His comparison of ISRO with SpaceX is erroneous and flawed. Elon Musk, as Dr Nair himself admits, grabbed the opportunity of NASA’s travails and developed SpaceX at his own cost. ISRO, on the other hand, is very much dependent on the Government of India as his political statements show. As a consequence, ISRO must work for the government and fulfil the government’s objectives. If the government feels that restructuring is needed, then there is no choice but to fall in line.
Restructuring in ISRO is nothing new. If the history of the evolution of ISRO is traced from 1970 till today it is a story of regular changes in the management structure and the creation of new entities, the most recent being NewSpace India Limited (NSIL) and the Office of Human in Space Programme. Each restructuring was in the context of changing environment and emerging opportunities. In fact, during Dr Nair’s Chairmanship of ISRO, a significant change was the introduction of the Moon and Mars Missions which led to restructuring within ISRO.

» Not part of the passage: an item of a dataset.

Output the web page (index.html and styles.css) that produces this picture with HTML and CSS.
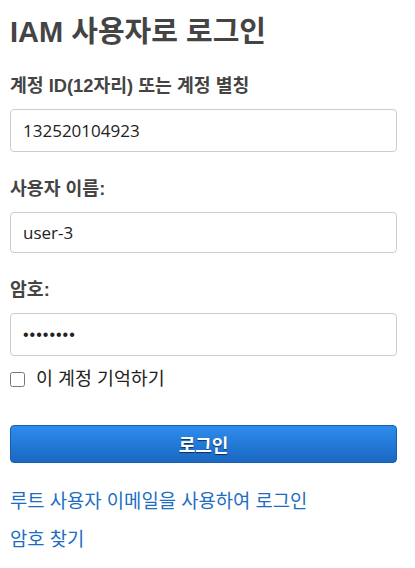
FILE: index.html
```html
<!DOCTYPE html>
<html lang="ko">
<head>
<meta charset="utf-8">
<link rel="stylesheet" href="styles.css">
</head>
<body>
<main class="page">
  <h1 class="title">IAM 사용자로 로그인</h1>
  <form class="form">
    <div class="field">
      <label class="label">계정 ID(12자리) 또는 계정 별칭</label>
      <input class="input" type="text" value="132520104923">
    </div>
    <div class="field">
      <label class="label">사용자 이름:</label>
      <input class="input input-short" type="text" value="user-3">
    </div>
    <div class="field">
      <label class="label">암호:</label>
      <input class="input input-pw" type="password" value="password">
    </div>
    <label class="remember"><input class="check" type="checkbox"><span>이 계정 기억하기</span></label>
    <button class="btn" type="button">로그인</button>
  </form>
  <div class="links">
    <a class="link" href="#">루트 사용자 이메일을 사용하여 로그인</a>
    <a class="link" href="#">암호 찾기</a>
  </div>
</main>
</body>
</html>
```
FILE: styles.css
```css
html, body {
  margin: 0;
  padding: 0;
  background: #fff;
}
body {
  font-family: "Liberation Sans", "Noto Sans CJK KR", sans-serif;
  color: #444;
}
.page {
  padding: 0 18px 0 10px;
}
.title {
  margin: 14px 0 0;
  font-size: 29px;
  line-height: 36px;
  font-weight: 700;
  color: #444;
}
.form {
  display: flex;
  flex-direction: column;
}
.field {
  display: flex;
  flex-direction: column;
}
.label {
  font-size: 18.3px;
  font-weight: 700;
  line-height: 24px;
  color: #444;
  margin-top: 25px;
  margin-bottom: 11px;
}
.field:first-child .label {
  margin-top: 24px;
}
.input {
  box-sizing: border-box;
  height: 43px;
  width: 100%;
  border: 1px solid #ccc;
  border-radius: 4px;
  padding: 0 12px;
  font-family: "Open Sans", "Noto Sans", sans-serif;
  font-size: 17px;
  color: #222;
  margin: 0;
  outline: none;
}
.input-short {
  height: 41px;
}
.input-pw {
  font-family: "Liberation Sans", sans-serif;
  font-size: 16px;
  letter-spacing: 1px;
}
.remember {
  display: flex;
  align-items: center;
  gap: 11px;
  margin-top: 11px;
  font-size: 18.4px;
  line-height: 24px;
  color: #222;
}
.check {
  margin: 0;
  width: 15px;
  height: 15px;
}
.btn {
  margin-top: 34px;
  height: 38px;
  width: 100%;
  border: 1px solid #1b5cab;
  border-radius: 4px;
  background: linear-gradient(to bottom, #2e8ced, #1a68c2);
  color: #fff;
  font-family: "Liberation Sans", "Noto Sans CJK KR", sans-serif;
  font-size: 18px;
  font-weight: 700;
  text-shadow: 0 1px 1px rgba(0, 0, 0, 0.6);
  padding: 0;
}
.links {
  display: flex;
  flex-direction: column;
  gap: 14px;
  margin-top: 27px;
}
.link {
  font-size: 18.8px;
  line-height: 24px;
  color: #1d6ec2;
  text-decoration: none;
  align-self: flex-start;
}
```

Today, as the Indian space industry grows and as new challenges have to be faced the Department of Space must restructure ISRO. It must recognize the worth of the Indian space industry and give it the kind of opportunities NASA gave to American space industries like SpaceX. It must return ISRO to its original mandate — development of advanced space assets and applications.
Post Script: As I ended this article came to the news of the setting up of IN-SPACe, which will enable the Indian private space industry to use the facilities set up by ISRO for its space programs. There is talk of including the Indian industry in the human in the space program. While details are awaited about IN-SPACe, one thing is clear. ISRO can now concentrate on its neglected mandate — to develop advanced space assets for the country’s development.